◆ **Information provided**:
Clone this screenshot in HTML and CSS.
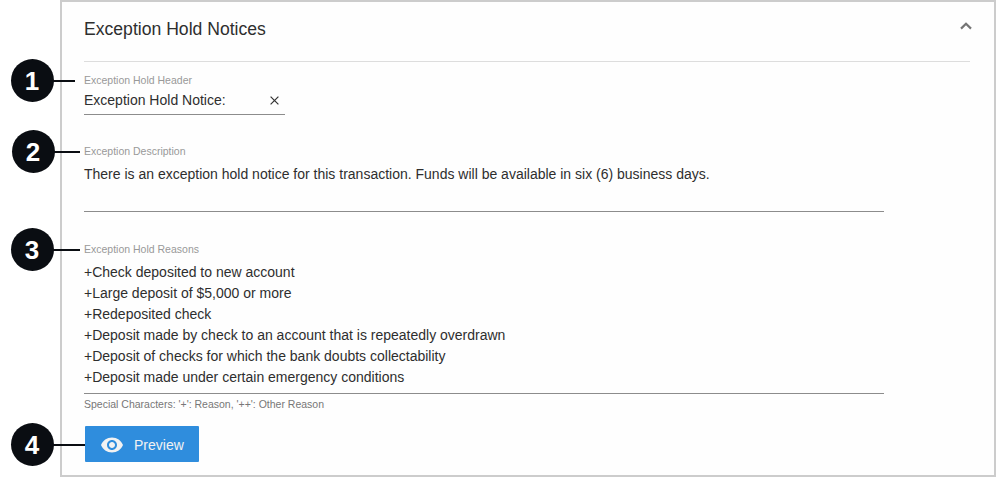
FILE: index.html
```
<!DOCTYPE html>
<html lang="en">
<head>
    <meta charset="UTF-8">
    <meta name="viewport" content="width=device-width, initial-scale=1.0">
    <title>Exception Hold Notices</title>
    <link rel="stylesheet" href="styles.css">
</head>
<body>
    <div class="panel">
        <div class="panel-header">
            <h1>Exception Hold Notices</h1>
            <svg class="chevron" width="12" height="8" viewBox="0 0 12 8"><path d="M1 6.6 L6 1.8 L11 6.6" fill="none" stroke="#757575" stroke-width="2.2"/></svg>
        </div>

        <div class="field header-field">
            <span class="marker marker-1">1</span>
            <label>Exception Hold Header</label>
            <div class="input">
                <span>Exception Hold Notice:</span>
                <svg class="clear" width="9" height="9" viewBox="0 0 9 9"><path d="M0.6 0.6 L8.4 8.4 M8.4 0.6 L0.6 8.4" stroke="#333" stroke-width="1.2"/></svg>
            </div>
        </div>

        <div class="field description-field">
            <span class="marker marker-2">2</span>
            <label>Exception Description</label>
            <div class="textarea">There is an exception hold notice for this transaction. Funds will be available in six (6) business days.</div>
        </div>

        <div class="field reasons-field">
            <span class="marker marker-3">3</span>
            <label>Exception Hold Reasons</label>
            <div class="textarea">+Check deposited to new account<br>
                +Large deposit of $5,000 or more<br>
                +Redeposited check<br>
                +Deposit made by check to an account that is repeatedly overdrawn<br>
                +Deposit of checks for which the bank doubts collectability<br>
                +Deposit made under certain emergency conditions</div>
            <div class="hint">Special Characters: '+': Reason, '++': Other Reason</div>
        </div>

        <div class="actions">
            <span class="marker marker-4">4</span>
            <button class="preview">
                <svg width="24" height="24" viewBox="0 0 24 24"><path fill="#f2f2f2" d="M12 4.5C7 4.5 2.73 7.61 1 12c1.73 4.39 6 7.5 11 7.5s9.27-3.11 11-7.5c-1.73-4.39-6-7.5-11-7.5zM12 17c-2.76 0-5-2.24-5-5s2.24-5 5-5 5 2.24 5 5-2.24 5-5 5zm0-8c-1.66 0-3 1.34-3 3s1.34 3 3 3 3-1.34 3-3-1.34-3-3-3z"/></svg>
                <span>Preview</span>
            </button>
        </div>
    </div>
</body>
</html>
```
FILE: styles.css
```
* {
    box-sizing: border-box;
}
body {
    margin: 0;
    background-color: #fff;
    color: #2e2e2e;
    font-family: "Liberation Sans", Arial, sans-serif;
    font-size: 14px;
}
.panel {
    height: 477px;
    margin-left: 60px;
    padding: 0 24px 0 22px;
    border: 2px solid #ccc;
    background-color: #fefefe;
}
.panel-header {
    display: flex;
    justify-content: space-between;
    align-items: center;
    height: 60px;
    padding-bottom: 5px;
    border-bottom: 1px solid #ddd;
}
h1 {
    margin: 0;
    font-size: 17.6px;
    font-weight: normal;
}
.chevron {
    margin: 0 -2px 7px 0;
}
.field,
.actions {
    position: relative;
}
.field {
    width: 800px;
}
.header-field {
    width: 201px;
    padding-top: 11px;
}
.description-field {
    padding-top: 29px;
}
.reasons-field {
    padding-top: 30px;
}
label {
    display: block;
    height: 14px;
    color: #999;
    font-size: 10.5px;
    line-height: 14px;
}
.input {
    display: flex;
    justify-content: space-between;
    height: 28px;
    padding: 3px 6px 0 0;
    border-bottom: 1px solid #8c8c8c;
    line-height: 21px;
}
.clear {
    margin-top: 6px;
}
.textarea {
    padding-top: 6px;
    border-bottom: 1px solid #8c8c8c;
    line-height: 21px;
}
.description-field .textarea {
    height: 54px;
}
.reasons-field .textarea {
    height: 138px;
}
.hint {
    padding-top: 3px;
    color: #777;
    font-size: 10.5px;
    line-height: 14px;
}
.actions {
    padding: 15px 0 0 1px;
}
.preview {
    display: flex;
    align-items: center;
    width: 114px;
    height: 36px;
    padding: 2px 0 0 15px;
    border: none;
    border-radius: 1px;
    background-color: #2f8ddd;
    color: #f2f2f2;
    font-family: inherit;
    font-size: 14px;
    cursor: pointer;
}
.preview span {
    margin-left: 10px;
}

/* numbered callouts, each with a line leading to its field */
.marker {
    position: absolute;
    left: -73px;
    width: 43px;
    height: 43px;
    padding-right: 1px;
    border-radius: 50%;
    background-color: #0a0d12;
    color: #fff;
    font-size: 26px;
    font-weight: bold;
    line-height: 45px;
    text-align: center;
}
.marker::after {
    content: "";
    position: absolute;
    top: 21px;
    left: 42px;
    width: 27px;
    height: 2px;
    background-color: #0a0d12;
}
.marker-1 {
    top: -3px;
}
.marker-1::after {
    width: 22px;
}
.marker-2 {
    top: 15px;
    left: -72px;
}
.marker-2::after {
    width: 26px;
}
.marker-3 {
    top: 16px;
}
.marker-4 {
    top: 12px;
}
.marker-4::after {
    width: 32px;
}
```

◆ **Goal of the exercise**: Using the listing above, pull out all lines that hold the word "this".

◆ **Exercise result**:
Clone this screenshot in HTML and CSS.
            <div class="textarea">There is an exception hold notice for this transaction. Funds will be available in six (6) business days.</div>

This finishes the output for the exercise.